| What the task asks |
Report every line in the listing that contains the string "styles".
=-=-=
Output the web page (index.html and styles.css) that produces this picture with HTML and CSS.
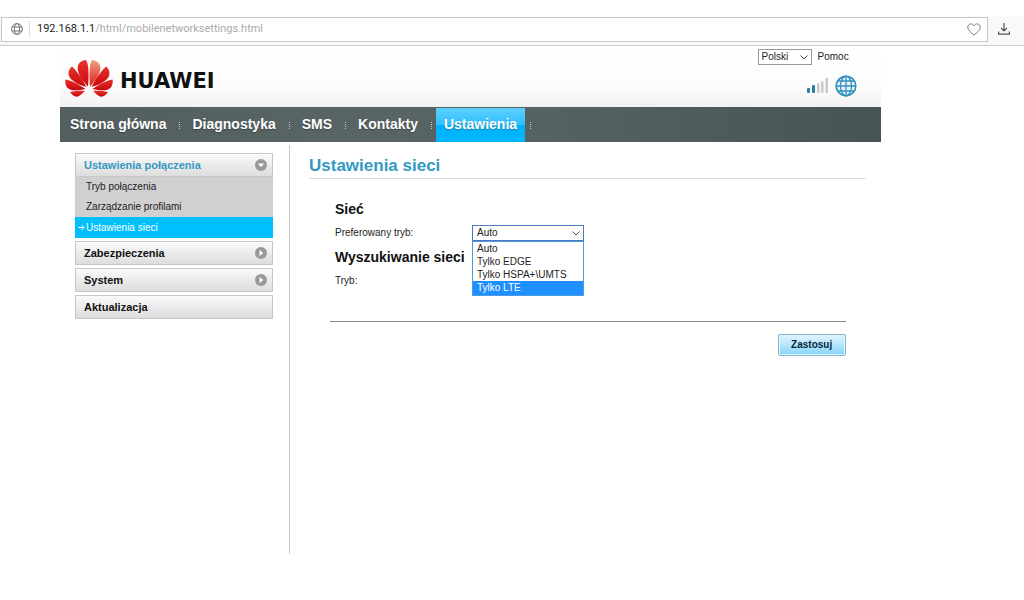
FILE: index.html
```html
<!DOCTYPE html>
<html lang="pl">
<head>
<meta charset="utf-8">
<title>Ustawienia sieci</title>
<link rel="stylesheet" href="styles.css">
</head>
<body>
<div class="browser-bar">
  <div class="address">
    <svg class="site-icon" viewBox="0 0 12 12" width="12" height="12" fill="none" stroke="#777"><circle cx="6" cy="6" r="5.4"/><ellipse cx="6" cy="6" rx="2.6" ry="5.4"/><path d="M1 4h10M1 8h10"/></svg>
    <span class="url"><span class="host">192.168.1.1</span>/html/mobilenetworksettings.html</span>
    <svg class="heart" viewBox="0 0 14 13" width="14" height="13" fill="none" stroke="#777"><path d="M7 12C4 9.500.8 7.300.8 4.200C.8.600 5.400-.300 7 2.900C8.600-.300 13.200.600 13.200 4.200C13.200 7.300 10 9.500 7 12Z"/></svg>
  </div>
  <svg class="download" viewBox="0 0 12 12" width="12" height="12" fill="none" stroke="#555" stroke-width="1.200"><path d="M6 0v7.500M3 4.800l3 3 3-3M.6 8.500v2.700h10.800V8.500"/></svg>
</div>
<div class="page">
  <header class="header">
    <div class="brand">
      <svg viewBox="0 0 48 38" width="48" height="38">
        <defs>
          <linearGradient id="petal" x1="0" y1="0" x2="0" y2="1"><stop offset="0" stop-color="#e8332c"/><stop offset="1" stop-color="#c8060e"/></linearGradient>
          <linearGradient id="petal-light" x1="0" y1="0" x2="0" y2="1"><stop offset="0" stop-color="#f3a184"/><stop offset="1" stop-color="#dc1c1a"/></linearGradient>
        </defs>
        <g fill="url(#petal)">
          <path d="M23 27.500C24 16 23.800 5 21 1C15.500 1.500 12.300 5 12.700 10C13.200 16 18 22 23 27.500Z"/>
          <path d="M21.500 28C17.500 20 11.500 11.500 7 7.500C3 11 2.500 15.500 5.500 19.500C9 23.500 15.500 26.500 21.500 28Z"/>
          <path d="M20.500 30C14 25.500 6.500 21.300 .5 20.500C-.5 25.500 2 30.500 8 31.200C12 31.500 16 31 20.500 30Z"/>
          <path d="M20 31.800C15 31.500 9 32 5 33C8 37.500 11 38.500 14 37C16.500 35.600 18.500 33.500 20 31.800Z"/>
          <path d="M26.500 28C30.500 20 36.500 11.500 41 7.500C45 11 45.500 15.500 42.500 19.500C39 23.500 32.500 26.500 26.500 28Z"/>
          <path d="M27.500 30C34 25.500 41.500 21.300 47.500 20.500C48.500 25.500 46 30.500 40 31.200C36 31.500 32 31 27.500 30Z"/>
          <path d="M28 31.800C33 31.500 39 32 43 33C40 37.500 37 38.500 34 37C31.500 35.600 29.500 33.500 28 31.800Z"/>
        </g>
        <path fill="url(#petal-light)" d="M25 27.500C24 16 24.200 5 27 1C32.500 1.500 35.700 5 35.300 10C34.800 16 30 22 25 27.500Z"/>
      </svg>
      <span class="wordmark">HUAWEI</span>
    </div>
    <div class="tools">
      <div class="lang">
        <span class="select-wrap">
          <select class="select select-lang" aria-label="Język"><option>Polski</option></select>
          <svg class="chevron" viewBox="0 0 8 5" width="8" height="5"><path d="M.5.500L4 4L7.500.500" fill="none" stroke="#444"/></svg>
        </span>
        <a class="help" href="#">Pomoc</a>
      </div>
      <div class="status">
        <svg viewBox="0 0 22 16" width="22" height="16"><g fill="#2a81a8"><rect x="0" y="10" width="3" height="5" rx="1"/><rect x="5" y="7" width="3" height="8" rx="1"/></g><g fill="#c6cacc"><rect x="10" y="5" width="2.500" height="10" rx="1"/><rect x="14" y="3" width="2.500" height="12" rx="1"/><rect x="18.500" y="0" width="2.500" height="15" rx="1"/></g></svg>
        <svg viewBox="0 0 22 22" width="22" height="22"><circle cx="11" cy="11" r="10" fill="#eaf6fb"/><g fill="none" stroke="#318fbd" stroke-width="1.300"><circle cx="11" cy="11" r="9.800" stroke-width="1.600"/><ellipse cx="11" cy="11" rx="5.500" ry="9.800"/><path d="M11 1v20M1 11h20M2.500 6h17M2.500 16h17"/></g></svg>
      </div>
    </div>
  </header>
  <nav class="nav">
    <a href="#">Strona główna</a><i></i>
    <a href="#">Diagnostyka</a><i></i>
    <a href="#">SMS</a><i></i>
    <a href="#">Kontakty</a><i></i>
    <a class="current" href="#">Ustawienia</a><i></i>
  </nav>
  <div class="body">
    <aside class="sidebar">
      <div class="group">
        <a class="menu open" href="#">Ustawienia połączenia
          <svg viewBox="0 0 12 12" width="12" height="12"><circle cx="6" cy="6" r="6" fill="#999"/><path d="M2.800 4.500h6.400L6 8.200Z" fill="#fff"/></svg></a>
        <ul class="submenu">
          <li><a href="#">Tryb połączenia</a></li>
          <li><a href="#">Zarządzanie profilami</a></li>
          <li><a class="active" href="#"><svg viewBox="0 0 7 7" width="7" height="7" fill="none" stroke="#fff"><path d="M0 3.500h6M3.500 1L6 3.500L3.500 6"/></svg>Ustawienia sieci</a></li>
        </ul>
      </div>
      <a class="menu" href="#">Zabezpieczenia
        <svg viewBox="0 0 12 12" width="12" height="12"><circle cx="6" cy="6" r="6" fill="#999"/><path d="M4.500 2.800v6.400L8.200 6Z" fill="#fff"/></svg></a>
      <a class="menu" href="#">System
        <svg viewBox="0 0 12 12" width="12" height="12"><circle cx="6" cy="6" r="6" fill="#999"/><path d="M4.500 2.800v6.400L8.200 6Z" fill="#fff"/></svg></a>
      <a class="menu" href="#">Aktualizacja</a>
    </aside>
    <main class="content">
      <h1>Ustawienia sieci</h1>
      <form class="form">
        <h2>Sieć</h2>
        <div class="row">
          <label for="mode">Preferowany tryb:</label>
          <span class="select-wrap">
            <select class="select select-mode" id="mode"><option>Auto</option><option>Tylko EDGE</option><option>Tylko HSPA+\UMTS</option><option>Tylko LTE</option></select>
            <svg class="chevron" viewBox="0 0 8 5" width="8" height="5"><path d="M.5.500L4 4L7.500.500" fill="none" stroke="#444"/></svg>
            <ul class="options" role="listbox" aria-label="Preferowany tryb">
              <li role="option">Auto</li>
              <li role="option">Tylko EDGE</li>
              <li role="option">Tylko HSPA+\UMTS</li>
              <li role="option" class="hover" aria-selected="true">Tylko LTE</li>
            </ul>
          </span>
        </div>
        <h2>Wyszukiwanie sieci</h2>
        <div class="row"><span>Tryb:</span></div>
        <div class="actions"><button class="apply" type="button">Zastosuj</button></div>
      </form>
    </main>
  </div>
</div>
</body>
</html>
```
FILE: styles.css
```css
* { box-sizing: border-box; }
body {
  margin: 0;
  padding-top: 16px;
  background: #fff;
  color: #222;
  font: 10px/16px "Liberation Sans", Arial, sans-serif;
}
a { color: inherit; text-decoration: none; }
ul { list-style: none; margin: 0; padding: 0; }
h1, h2 { margin: 0; }
svg { flex: none; }

.browser-bar {
  display: flex;
  align-items: center;
  gap: 10px;
  height: 30px;
  padding: 0 14px 3px 1px;
  background: #f8f9fa;
  border-bottom: 1px solid #ccc;
}
.address {
  flex: 1;
  display: flex;
  align-items: center;
  height: 25px;
  padding: 0 6px 0 9px;
  background: #fff;
  border: 1px solid #c4c6c8;
}
.url {
  flex: 1;
  margin-left: 6px;
  padding-left: 7px;
  border-left: 1px solid #ddd;
  color: #aaa;
  font: 11px/16px Roboto, sans-serif;
}
.host { color: #222; }

.page { margin: 0 14% 0 60px; }
.header {
  display: flex;
  justify-content: space-between;
  height: 61px;
  padding: 2px 24px 0 5px;
  background: linear-gradient(#fff, #fcfcfc 70%, #f1f1f1);
}
.brand { display: flex; align-items: center; gap: 7px; }
.wordmark { color: #111; font: bold 21px/24px "DejaVu Sans", sans-serif; padding-top: 6px; }
.tools { display: flex; flex-direction: column; gap: 10px; padding-top: 1px; }
.lang { display: flex; align-items: center; gap: 6px; padding-right: 8px; }
.status { display: flex; align-items: center; justify-content: flex-end; gap: 6px; }

.select-wrap { position: relative; display: flex; align-items: center; }
.select {
  appearance: none;
  margin: 0;
  padding: 0 4px;
  border: 1px solid #999;
  border-radius: 0;
  background: #fff;
  color: #222;
  font: 10px/14px "Liberation Sans", Arial, sans-serif;
}
.select-lang { width: 54px; height: 16px; padding: 0 3px; }
.select-mode { width: 112px; height: 16px; border-color: #4d78bd; }
.chevron { position: absolute; right: 4px; top: 6px; pointer-events: none; }
.options {
  position: absolute;
  top: 16px;
  left: 0;
  right: 0;
  border: 1px solid #4d9be0;
  background: #fff;
}
.options li { padding-left: 4px; line-height: 13px; }
.options .hover { background: #1e90ff; color: #fff; line-height: 14px; }

.nav {
  display: flex;
  align-items: center;
  height: 35px;
  padding-left: 2px;
  background: linear-gradient(90deg, #535e5f, #596465 35%, #566162 60%, #485354);
  color: #fff;
  font-weight: bold;
  font-size: 14px;
}
.nav a { padding: 0 8px 2px; line-height: 32px; text-shadow: 0 1px 1px #3a4344; }
.nav .current { background: linear-gradient(#5ecfff, #2fc0fd 50%, #02b1f8 50%, #00b7ff); text-shadow: 0 1px 1px #2684a8; }
.nav i { width: 1px; height: 7px; margin: 2px 4px 0 5px; border-left: 1px dotted #c3caca; }

.body { display: flex; gap: 16px; padding: 3px 15px 0; }
.sidebar {
  width: 198px;
  flex: none;
  display: flex;
  flex-direction: column;
  gap: 3px;
  padding-top: 8px;
}
.menu {
  display: flex;
  align-items: center;
  justify-content: space-between;
  height: 24px;
  padding: 0 5px 0 8px;
  border: 1px solid #c8c8c8;
  background: linear-gradient(#fafafa, #ddd);
  color: #111;
  font-weight: bold;
  font-size: 11px;
}
.menu.open { color: #3399c2; }
.submenu { background: #d0d0d0; }
.submenu a { display: flex; align-items: center; height: 20px; padding-left: 11px; }
.submenu .active { height: 21px; gap: 1px; padding-left: 3px; background: #00bfff; color: #fff; }

.content {
  flex: 1;
  min-height: 409px;
  padding: 9px 0 0 19px;
  border-left: 1px solid #c8c8c8;
}
h1 {
  border-bottom: 1px solid #ddd;
  color: #3399c2;
  font-size: 17px;
  line-height: 24px;
}
.form { padding: 18px 20px 0 21px; }
h2 { padding-left: 5px; color: #111; font-size: 14px; line-height: 24px; }
.row { display: flex; align-items: center; height: 24px; padding-left: 5px; }
.row label { width: 137px; }
.actions {
  display: flex;
  justify-content: flex-end;
  margin-top: 28px;
  padding-top: 12px;
  border-top: 1px solid #888;
}
.apply {
  width: 68px;
  height: 22px;
  padding: 0;
  border: 1px solid #8cb5ca;
  border-radius: 2px;
  background: linear-gradient(#e0f5ff, #b6e5fc 50%, #83d4fa);
  box-shadow: inset 0 0 0 1px #dff4fe;
  color: #06263c;
  font: bold 10px/18px "Liberation Sans", Arial, sans-serif;
}
```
=-=-=
| Written solution |
Output the web page (index.html and styles.css) that produces this picture with HTML and CSS.
<link rel="stylesheet" href="styles.css">
FILE: styles.css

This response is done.